调用sklearn中的RandomForestClassifier出现memory error,查看资源管理器,也确实是内存陡增,请问大神,针对这个问题该肿么办?
代码如下:
import time
import numpy as np
from sklearn.ensemble import RandomForestClassifier
ISOTIMEFORMAT = '%Y-%m-%d %X'
print 'Begin:'
print time.strftime(ISOTIMEFORMAT,time.localtime())
resutlfeaturespath = r"C:\Users\robbert\Desktop\bigDataCompetition\tianyi\data\resultfeaturesday"
featuresdatapath = r"C:\Users\robbert\Desktop\bigDataCompetition\tianyi\data\week6and7features.txt"
traindata = np.loadtxt(featuresdatapath,delimiter = ',',dtype = np.int)
trainfeatures = traindata[:,:6]
trainlabel = traindata[:,6]
clf = RandomForestClassifier(n_estimators = 100)
clf.fit(trainfeatures,trainlabel)
print 'model constructed:'
print time.strftime(ISOTIMEFORMAT,time.localtime())
for i in range(7):
resultfp = resutlfeaturespath + str(i + 1) + ".txt"
testdata = np.loadtxt(resultfp,delimiter = ',',dtype = np.int)
testfeatures = testdata[:,:6]
testlabel = clf.predict(testfeatures)
resultpath = resutlfeaturespath + str(i + 1) + "result.txt"
np.save(resultpath, delimiter = ',')
print 'Done:'
print time.strftime(ISOTIMEFORMAT,time.localtime())
输出结果如下:
Begin:
2016-01-18 20:36:41
model constructed:
2016-01-18 20:37:08
Traceback (most recent call last):
File "C:\Users\robbert\Desktop\bigDataCompetition\tianyi\pythonproject2\train_randomForest\train_randomForest.py", line 32, in <module>
testlabel = clf.predict(testfeatures)
File "C:\Python27\lib\site-packages\sklearn\ensemble\forest.py", line 498, in predict
proba = self.predict_proba(X)
File "C:\Python27\lib\site-packages\sklearn\ensemble\forest.py", line 547, in predict_proba
for e in self.estimators_)
File "C:\Python27\lib\site-packages\sklearn\externals\joblib\parallel.py", line 804, in __call__
while self.dispatch_one_batch(iterator):
File "C:\Python27\lib\site-packages\sklearn\externals\joblib\parallel.py", line 662, in dispatch_one_batch
self._dispatch(tasks)
File "C:\Python27\lib\site-packages\sklearn\externals\joblib\parallel.py", line 570, in _dispatch
job = ImmediateComputeBatch(batch)
File "C:\Python27\lib\site-packages\sklearn\externals\joblib\parallel.py", line 183, in __init__
self.results = batch()
File "C:\Python27\lib\site-packages\sklearn\externals\joblib\parallel.py", line 72, in __call__
return [func(*args, **kwargs) for func, args, kwargs in self.items]
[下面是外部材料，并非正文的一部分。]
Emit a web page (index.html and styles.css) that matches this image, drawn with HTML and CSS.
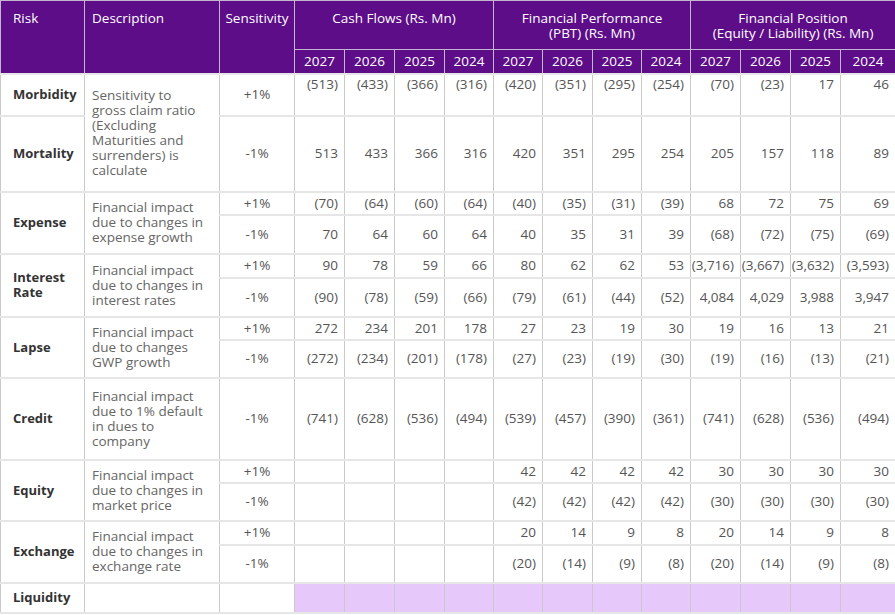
FILE: index.html
```html
<!DOCTYPE html>
<html>
<head>
<meta charset="utf-8">
<link rel="stylesheet" href="styles.css">
</head>
<body>
<table class="sens">
<colgroup>
<col class="c-risk"><col class="c-desc"><col class="c-sens">
<col class="c-n"><col class="c-n"><col class="c-n"><col class="c-n49">
<col class="c-n49"><col class="c-n"><col class="c-n49"><col class="c-n49">
<col class="c-n"><col class="c-n"><col class="c-n"><col class="c-last">
</colgroup>
<thead>
<tr class="h1">
<th rowspan="2" class="hl">Risk</th>
<th rowspan="2" class="hl">Description</th>
<th rowspan="2" class="hc">Sensitivity</th>
<th colspan="4" class="hc">Cash Flows (Rs. Mn)</th>
<th colspan="4" class="hc">Financial Performance<br>(PBT) (Rs. Mn)</th>
<th colspan="4" class="hc">Financial Position<br>(Equity / Liability) (Rs. Mn)</th>
</tr>
<tr class="h2">
<th class="yr">2027</th><th class="yr">2026</th><th class="yr">2025</th><th class="yr">2024</th>
<th class="yr">2027</th><th class="yr">2026</th><th class="yr">2025</th><th class="yr">2024</th>
<th class="yr">2027</th><th class="yr">2026</th><th class="yr">2025</th><th class="yr">2024</th>
</tr>
</thead>
<tbody>
<tr class="r42">
<td class="risk">Morbidity</td>
<td rowspan="2" class="desc">Sensitivity to<br>gross claim ratio<br>(Excluding<br>Maturities and<br>surrenders) is<br>calculate</td>
<td class="pct">+1%</td>
<td class="num top">(513)</td><td class="num top">(433)</td><td class="num top">(366)</td><td class="num top">(316)</td>
<td class="num top">(420)</td><td class="num top">(351)</td><td class="num top">(295)</td><td class="num top">(254)</td>
<td class="num top">(70)</td><td class="num top">(23)</td><td class="num top">17</td><td class="num top">46</td>
</tr>
<tr class="r76">
<td class="risk">Mortality</td>
<td class="pct">-1%</td>
<td class="num">513</td><td class="num">433</td><td class="num">366</td><td class="num">316</td>
<td class="num">420</td><td class="num">351</td><td class="num">295</td><td class="num">254</td>
<td class="num">205</td><td class="num">157</td><td class="num">118</td><td class="num">89</td>
</tr>
<tr class="r23">
<td rowspan="2" class="risk">Expense</td>
<td rowspan="2" class="desc">Financial impact<br>due to changes in<br>expense growth</td>
<td class="pct">+1%</td>
<td class="num">(70)</td><td class="num">(64)</td><td class="num">(60)</td><td class="num">(64)</td>
<td class="num">(40)</td><td class="num">(35)</td><td class="num">(31)</td><td class="num">(39)</td>
<td class="num">68</td><td class="num">72</td><td class="num">75</td><td class="num">69</td>
</tr>
<tr class="r39">
<td class="pct">-1%</td>
<td class="num">70</td><td class="num">64</td><td class="num">60</td><td class="num">64</td>
<td class="num">40</td><td class="num">35</td><td class="num">31</td><td class="num">39</td>
<td class="num">(68)</td><td class="num">(72)</td><td class="num">(75)</td><td class="num">(69)</td>
</tr>
<tr class="r24">
<td rowspan="2" class="risk">Interest<br>Rate</td>
<td rowspan="2" class="desc">Financial impact<br>due to changes in<br>interest rates</td>
<td class="pct">+1%</td>
<td class="num">90</td><td class="num">78</td><td class="num">59</td><td class="num">66</td>
<td class="num">80</td><td class="num">62</td><td class="num">62</td><td class="num">53</td>
<td class="num">(3,716)</td><td class="num">(3,667)</td><td class="num">(3,632)</td><td class="num">(3,593)</td>
</tr>
<tr class="r39">
<td class="pct">-1%</td>
<td class="num">(90)</td><td class="num">(78)</td><td class="num">(59)</td><td class="num">(66)</td>
<td class="num">(79)</td><td class="num">(61)</td><td class="num">(44)</td><td class="num">(52)</td>
<td class="num">4,084</td><td class="num">4,029</td><td class="num">3,988</td><td class="num">3,947</td>
</tr>
<tr class="r23">
<td rowspan="2" class="risk">Lapse</td>
<td rowspan="2" class="desc">Financial impact<br>due to changes<br>GWP growth</td>
<td class="pct">+1%</td>
<td class="num">272</td><td class="num">234</td><td class="num">201</td><td class="num">178</td>
<td class="num">27</td><td class="num">23</td><td class="num">19</td><td class="num">30</td>
<td class="num">19</td><td class="num">16</td><td class="num">13</td><td class="num">21</td>
</tr>
<tr class="r38">
<td class="pct">-1%</td>
<td class="num">(272)</td><td class="num">(234)</td><td class="num">(201)</td><td class="num">(178)</td>
<td class="num">(27)</td><td class="num">(23)</td><td class="num">(19)</td><td class="num">(30)</td>
<td class="num">(19)</td><td class="num">(16)</td><td class="num">(13)</td><td class="num">(21)</td>
</tr>
<tr class="r82">
<td class="risk">Credit</td>
<td class="desc">Financial impact<br>due to 1% default<br>in dues to<br>company</td>
<td class="pct">-1%</td>
<td class="num">(741)</td><td class="num">(628)</td><td class="num">(536)</td><td class="num">(494)</td>
<td class="num">(539)</td><td class="num">(457)</td><td class="num">(390)</td><td class="num">(361)</td>
<td class="num">(741)</td><td class="num">(628)</td><td class="num">(536)</td><td class="num">(494)</td>
</tr>
<tr class="r23">
<td rowspan="2" class="risk">Equity</td>
<td rowspan="2" class="desc">Financial impact<br>due to changes in<br>market price</td>
<td class="pct">+1%</td>
<td class="num"></td><td class="num"></td><td class="num"></td><td class="num"></td>
<td class="num">42</td><td class="num">42</td><td class="num">42</td><td class="num">42</td>
<td class="num">30</td><td class="num">30</td><td class="num">30</td><td class="num">30</td>
</tr>
<tr class="r38">
<td class="pct">-1%</td>
<td class="num"></td><td class="num"></td><td class="num"></td><td class="num"></td>
<td class="num">(42)</td><td class="num">(42)</td><td class="num">(42)</td><td class="num">(42)</td>
<td class="num">(30)</td><td class="num">(30)</td><td class="num">(30)</td><td class="num">(30)</td>
</tr>
<tr class="r24">
<td rowspan="2" class="risk">Exchange</td>
<td rowspan="2" class="desc">Financial impact<br>due to changes in<br>exchange rate</td>
<td class="pct">+1%</td>
<td class="num"></td><td class="num"></td><td class="num"></td><td class="num"></td>
<td class="num">20</td><td class="num">14</td><td class="num">9</td><td class="num">8</td>
<td class="num">20</td><td class="num">14</td><td class="num">9</td><td class="num">8</td>
</tr>
<tr class="r38">
<td class="pct">-1%</td>
<td class="num"></td><td class="num"></td><td class="num"></td><td class="num"></td>
<td class="num">(20)</td><td class="num">(14)</td><td class="num">(9)</td><td class="num">(8)</td>
<td class="num">(20)</td><td class="num">(14)</td><td class="num">(9)</td><td class="num">(8)</td>
</tr>
<tr class="r30">
<td class="risk">Liquidity</td>
<td class="desc"></td>
<td class="pct"></td>
<td class="liq"></td><td class="liq"></td><td class="liq"></td><td class="liq"></td>
<td class="liq"></td><td class="liq"></td><td class="liq"></td><td class="liq"></td>
<td class="liq"></td><td class="liq"></td><td class="liq"></td><td class="liq"></td>
</tr>
</tbody>
</table>
</body>
</html>
```

FILE: styles.css
```css
html, body {
  margin: 0;
  padding: 0;
  background: #ffffff;
}

.sens {
  width: 895px;
  table-layout: fixed;
  border-collapse: collapse;
  font-family: "Open Sans", "Noto Sans", sans-serif;
  font-size: 13.5px;
  color: #555555;
  border: 1px solid #cfcfcf;
}

.c-risk { width: 84px; }
.c-desc { width: 135px; }
.c-sens { width: 75px; }
.c-n { width: 50px; }
.c-n49 { width: 49px; }
.c-last { width: 55px; }

.sens th {
  background: #5c0d87;
  color: #ffffff;
  font-weight: 400;
  font-size: 13.5px;
  line-height: 15px;
  border: 1px solid #c4b6cf;
  padding: 0;
}

.h1 { height: 49px; }
.h2 { height: 24px; }

.hl {
  text-align: left;
  vertical-align: top;
  padding: 10px 0 0 7px !important;
}

.sens th.hl:first-child { padding-left: 12px !important; }

.hc {
  text-align: center;
  vertical-align: top;
  padding-top: 10px !important;
}

.yr {
  text-align: center;
  vertical-align: middle;
}

.sens td {
  border-top: 2px solid #e6e6e6;
  border-bottom: 2px solid #e6e6e6;
  border-left: 1px solid #cacaca;
  border-right: 1px solid #cacaca;
  padding: 0;
  line-height: 15px;
}

.risk {
  font-weight: 700;
  font-size: 13px;
  color: #333333;
  padding-left: 12px !important;
  vertical-align: middle;
}

.desc {
  padding-left: 7px !important;
  vertical-align: middle;
  color: #666666;
}

.pct {
  text-align: center;
  vertical-align: middle;
}

.num {
  text-align: right;
  padding-right: 6px !important;
  vertical-align: middle;
  white-space: nowrap;
}

.num.top {
  vertical-align: top;
  padding-top: 2px !important;
}

.liq { background: #e7c8fb; }

.r23 { height: 23px; }
.r24 { height: 24px; }
.r30 { height: 30px; }
.r38 { height: 38px; }
.r39 { height: 39px; }
.r42 { height: 42px; }
.r76 { height: 76px; }
.r82 { height: 82px; }
```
File "C:\Python27\lib\site-packages\sklearn\ensemble\forest.py", line 125, in _parallel_helper
return getattr(obj, methodname)(*args, **kwargs)
File "C:\Python27\lib\site-packages\sklearn\tree\tree.py", line 673, in predict_proba
proba = self.tree_.predict(X)
File "sklearn/tree/_tree.pyx", line 736, in sklearn.tree._tree.Tree.predict (sklearn\tree\_tree.c:8449)
File "sklearn/tree/_tree.pyx", line 738, in sklearn.tree._tree.Tree.predict (sklearn\tree\_tree.c:8321)
MemoryError